---------- SOURCE MATERIAL ----------

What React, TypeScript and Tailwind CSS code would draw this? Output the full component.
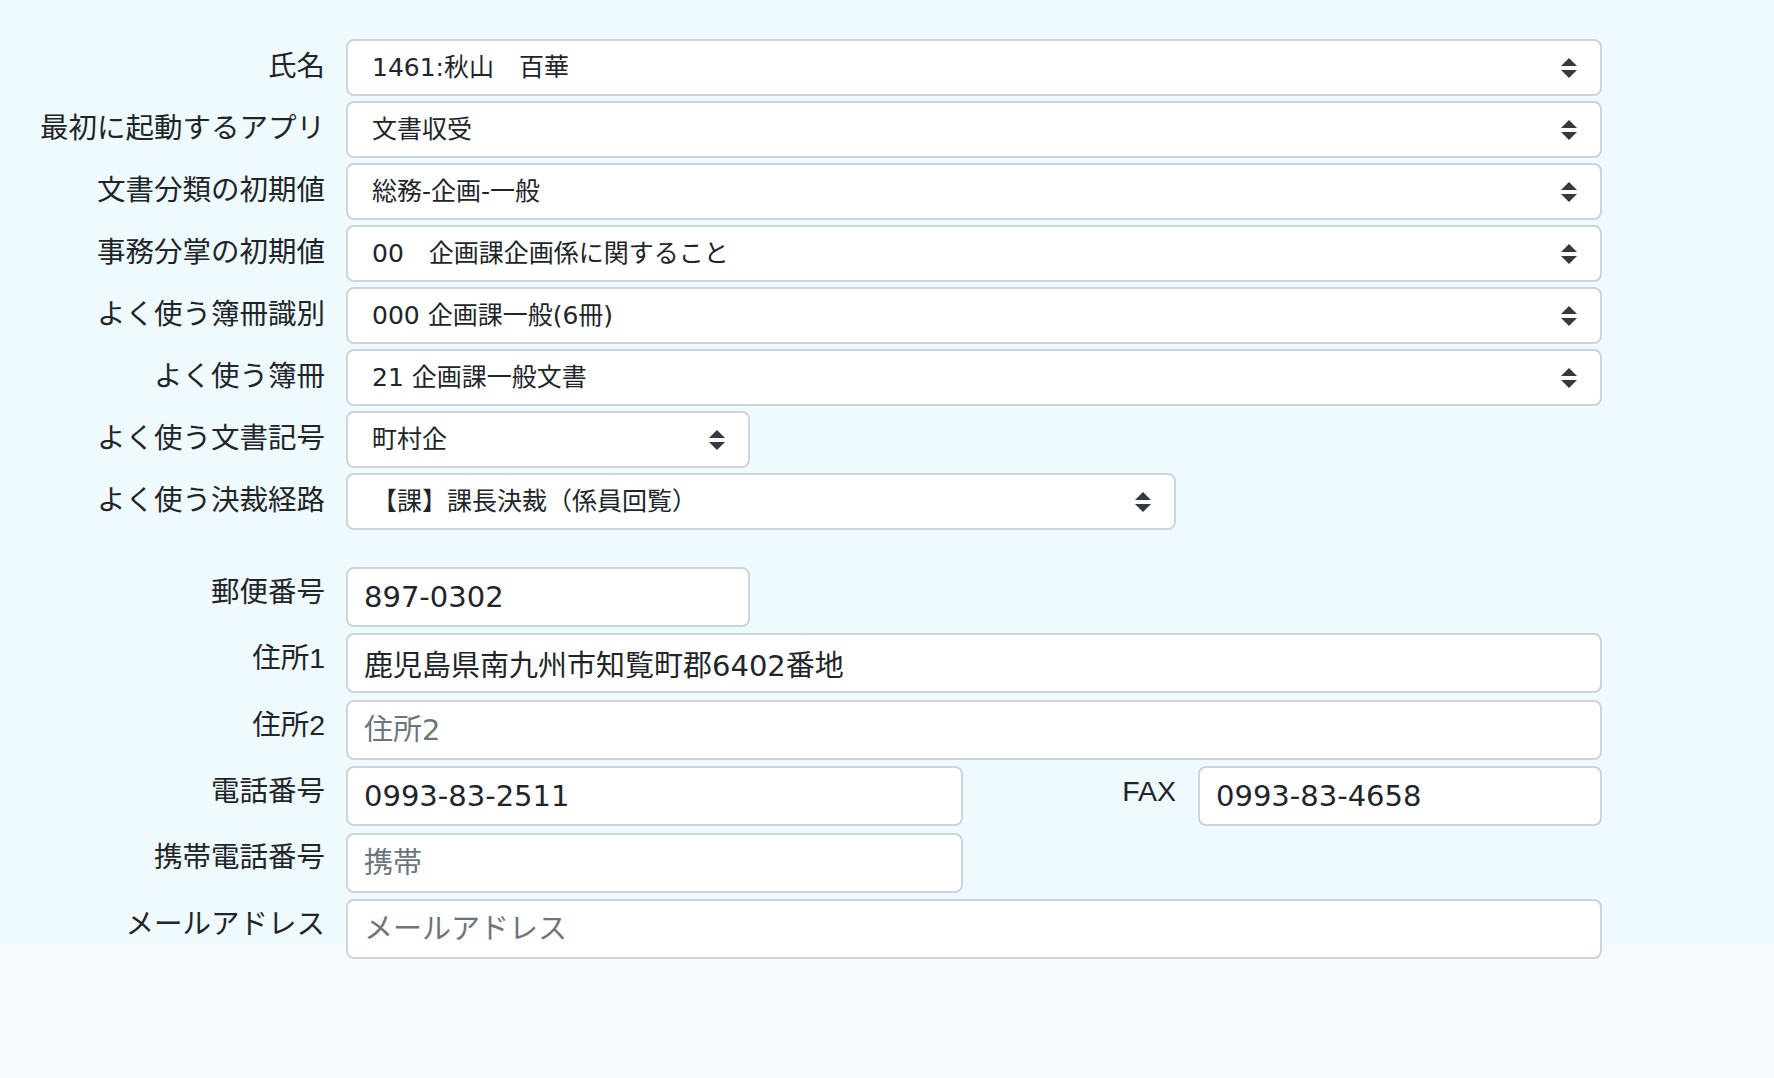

----------
---------- SOURCE MATERIAL ----------

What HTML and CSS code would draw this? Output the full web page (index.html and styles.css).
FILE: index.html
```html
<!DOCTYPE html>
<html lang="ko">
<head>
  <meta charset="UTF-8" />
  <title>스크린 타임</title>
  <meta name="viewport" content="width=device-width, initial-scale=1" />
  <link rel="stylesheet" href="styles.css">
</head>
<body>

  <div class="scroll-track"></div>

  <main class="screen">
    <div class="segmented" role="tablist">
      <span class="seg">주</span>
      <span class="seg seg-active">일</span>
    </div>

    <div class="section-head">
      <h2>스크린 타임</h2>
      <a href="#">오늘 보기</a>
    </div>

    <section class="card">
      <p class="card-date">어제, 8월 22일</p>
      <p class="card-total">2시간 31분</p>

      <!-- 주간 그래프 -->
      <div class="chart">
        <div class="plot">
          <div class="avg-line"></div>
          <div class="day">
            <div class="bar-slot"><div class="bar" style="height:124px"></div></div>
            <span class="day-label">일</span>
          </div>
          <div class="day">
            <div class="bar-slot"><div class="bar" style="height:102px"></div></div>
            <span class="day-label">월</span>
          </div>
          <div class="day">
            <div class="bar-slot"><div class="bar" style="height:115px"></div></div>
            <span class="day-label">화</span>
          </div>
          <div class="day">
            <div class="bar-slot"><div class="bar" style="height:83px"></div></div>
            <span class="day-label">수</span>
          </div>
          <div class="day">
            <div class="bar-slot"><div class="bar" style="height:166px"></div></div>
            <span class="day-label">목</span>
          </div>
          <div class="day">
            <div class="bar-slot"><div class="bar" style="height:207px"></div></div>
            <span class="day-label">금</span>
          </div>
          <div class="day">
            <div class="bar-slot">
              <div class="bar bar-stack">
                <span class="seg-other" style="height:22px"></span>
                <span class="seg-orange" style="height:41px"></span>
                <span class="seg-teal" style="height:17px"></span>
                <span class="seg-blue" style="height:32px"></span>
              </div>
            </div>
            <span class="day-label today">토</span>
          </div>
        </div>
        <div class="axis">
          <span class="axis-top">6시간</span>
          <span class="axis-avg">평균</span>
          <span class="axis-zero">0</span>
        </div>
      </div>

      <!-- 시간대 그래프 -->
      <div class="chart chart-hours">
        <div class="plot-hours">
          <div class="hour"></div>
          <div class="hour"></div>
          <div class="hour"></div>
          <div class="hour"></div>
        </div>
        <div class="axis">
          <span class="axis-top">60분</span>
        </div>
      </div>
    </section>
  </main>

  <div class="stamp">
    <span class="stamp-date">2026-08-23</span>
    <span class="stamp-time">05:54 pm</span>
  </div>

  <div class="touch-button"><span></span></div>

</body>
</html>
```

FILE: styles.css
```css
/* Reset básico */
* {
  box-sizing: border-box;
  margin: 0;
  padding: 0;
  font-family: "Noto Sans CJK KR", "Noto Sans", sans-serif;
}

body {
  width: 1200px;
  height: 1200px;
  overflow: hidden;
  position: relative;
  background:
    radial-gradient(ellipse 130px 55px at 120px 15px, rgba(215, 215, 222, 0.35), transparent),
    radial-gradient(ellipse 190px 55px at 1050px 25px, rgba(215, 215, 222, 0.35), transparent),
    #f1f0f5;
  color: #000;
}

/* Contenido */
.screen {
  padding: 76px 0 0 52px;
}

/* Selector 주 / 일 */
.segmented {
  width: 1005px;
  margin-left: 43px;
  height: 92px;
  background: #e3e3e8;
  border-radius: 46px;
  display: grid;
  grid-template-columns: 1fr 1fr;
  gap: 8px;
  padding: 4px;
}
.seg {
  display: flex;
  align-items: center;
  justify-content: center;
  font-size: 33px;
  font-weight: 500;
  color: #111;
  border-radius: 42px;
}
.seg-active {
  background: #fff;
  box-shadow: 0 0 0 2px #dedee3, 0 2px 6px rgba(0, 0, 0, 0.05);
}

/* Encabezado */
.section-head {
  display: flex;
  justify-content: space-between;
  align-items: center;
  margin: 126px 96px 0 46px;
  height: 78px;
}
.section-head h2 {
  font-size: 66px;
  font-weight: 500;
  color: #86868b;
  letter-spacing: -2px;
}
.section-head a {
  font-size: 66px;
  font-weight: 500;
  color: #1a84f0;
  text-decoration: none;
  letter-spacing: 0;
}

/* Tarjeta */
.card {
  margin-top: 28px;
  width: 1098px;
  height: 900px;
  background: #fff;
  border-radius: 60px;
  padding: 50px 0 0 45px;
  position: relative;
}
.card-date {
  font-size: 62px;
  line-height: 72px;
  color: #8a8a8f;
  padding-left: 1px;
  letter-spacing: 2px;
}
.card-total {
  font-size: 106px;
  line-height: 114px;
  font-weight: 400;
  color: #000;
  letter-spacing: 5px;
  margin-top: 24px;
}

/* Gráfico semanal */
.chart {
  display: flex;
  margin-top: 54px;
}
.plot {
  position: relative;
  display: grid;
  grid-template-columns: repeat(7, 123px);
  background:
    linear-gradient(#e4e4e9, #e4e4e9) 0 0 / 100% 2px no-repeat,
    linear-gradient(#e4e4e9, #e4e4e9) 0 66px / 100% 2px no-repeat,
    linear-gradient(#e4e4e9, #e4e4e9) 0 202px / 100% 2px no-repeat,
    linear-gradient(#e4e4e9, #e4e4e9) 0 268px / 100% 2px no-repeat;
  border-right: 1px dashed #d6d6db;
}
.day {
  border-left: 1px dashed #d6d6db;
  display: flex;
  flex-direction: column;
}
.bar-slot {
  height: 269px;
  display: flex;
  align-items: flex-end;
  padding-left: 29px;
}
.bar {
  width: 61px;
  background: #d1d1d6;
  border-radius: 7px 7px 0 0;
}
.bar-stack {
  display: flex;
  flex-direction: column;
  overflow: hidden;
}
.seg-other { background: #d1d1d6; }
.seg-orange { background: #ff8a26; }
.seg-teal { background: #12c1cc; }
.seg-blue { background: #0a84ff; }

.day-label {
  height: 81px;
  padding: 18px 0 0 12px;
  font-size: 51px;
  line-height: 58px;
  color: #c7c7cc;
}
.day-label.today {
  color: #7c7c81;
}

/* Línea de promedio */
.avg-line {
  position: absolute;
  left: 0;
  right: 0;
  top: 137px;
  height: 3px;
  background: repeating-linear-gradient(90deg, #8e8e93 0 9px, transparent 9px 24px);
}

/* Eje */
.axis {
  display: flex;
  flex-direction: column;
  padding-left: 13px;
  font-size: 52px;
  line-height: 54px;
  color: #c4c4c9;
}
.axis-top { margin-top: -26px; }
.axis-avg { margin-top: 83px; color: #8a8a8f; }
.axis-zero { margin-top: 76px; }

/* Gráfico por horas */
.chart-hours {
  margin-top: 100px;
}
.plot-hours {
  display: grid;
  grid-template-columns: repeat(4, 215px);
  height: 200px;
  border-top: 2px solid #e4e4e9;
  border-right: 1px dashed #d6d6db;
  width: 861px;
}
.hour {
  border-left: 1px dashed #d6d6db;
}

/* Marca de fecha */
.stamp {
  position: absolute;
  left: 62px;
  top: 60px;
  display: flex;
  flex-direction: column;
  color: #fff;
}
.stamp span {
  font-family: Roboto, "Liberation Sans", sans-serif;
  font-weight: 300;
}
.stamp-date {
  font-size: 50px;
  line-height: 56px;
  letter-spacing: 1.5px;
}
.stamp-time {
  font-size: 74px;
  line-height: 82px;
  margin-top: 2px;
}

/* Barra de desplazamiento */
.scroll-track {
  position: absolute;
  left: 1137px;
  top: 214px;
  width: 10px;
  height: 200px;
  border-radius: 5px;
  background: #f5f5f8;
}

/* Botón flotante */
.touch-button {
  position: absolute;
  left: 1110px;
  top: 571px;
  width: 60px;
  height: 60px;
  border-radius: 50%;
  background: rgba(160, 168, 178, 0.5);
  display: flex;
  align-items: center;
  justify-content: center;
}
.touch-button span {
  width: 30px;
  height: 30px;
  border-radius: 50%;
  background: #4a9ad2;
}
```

----------

EXERCISE DETAILS → Of all the lines above, how many contain the word "Output"? Answer with only the number.

ANSWER TO THE PROBLEM → 2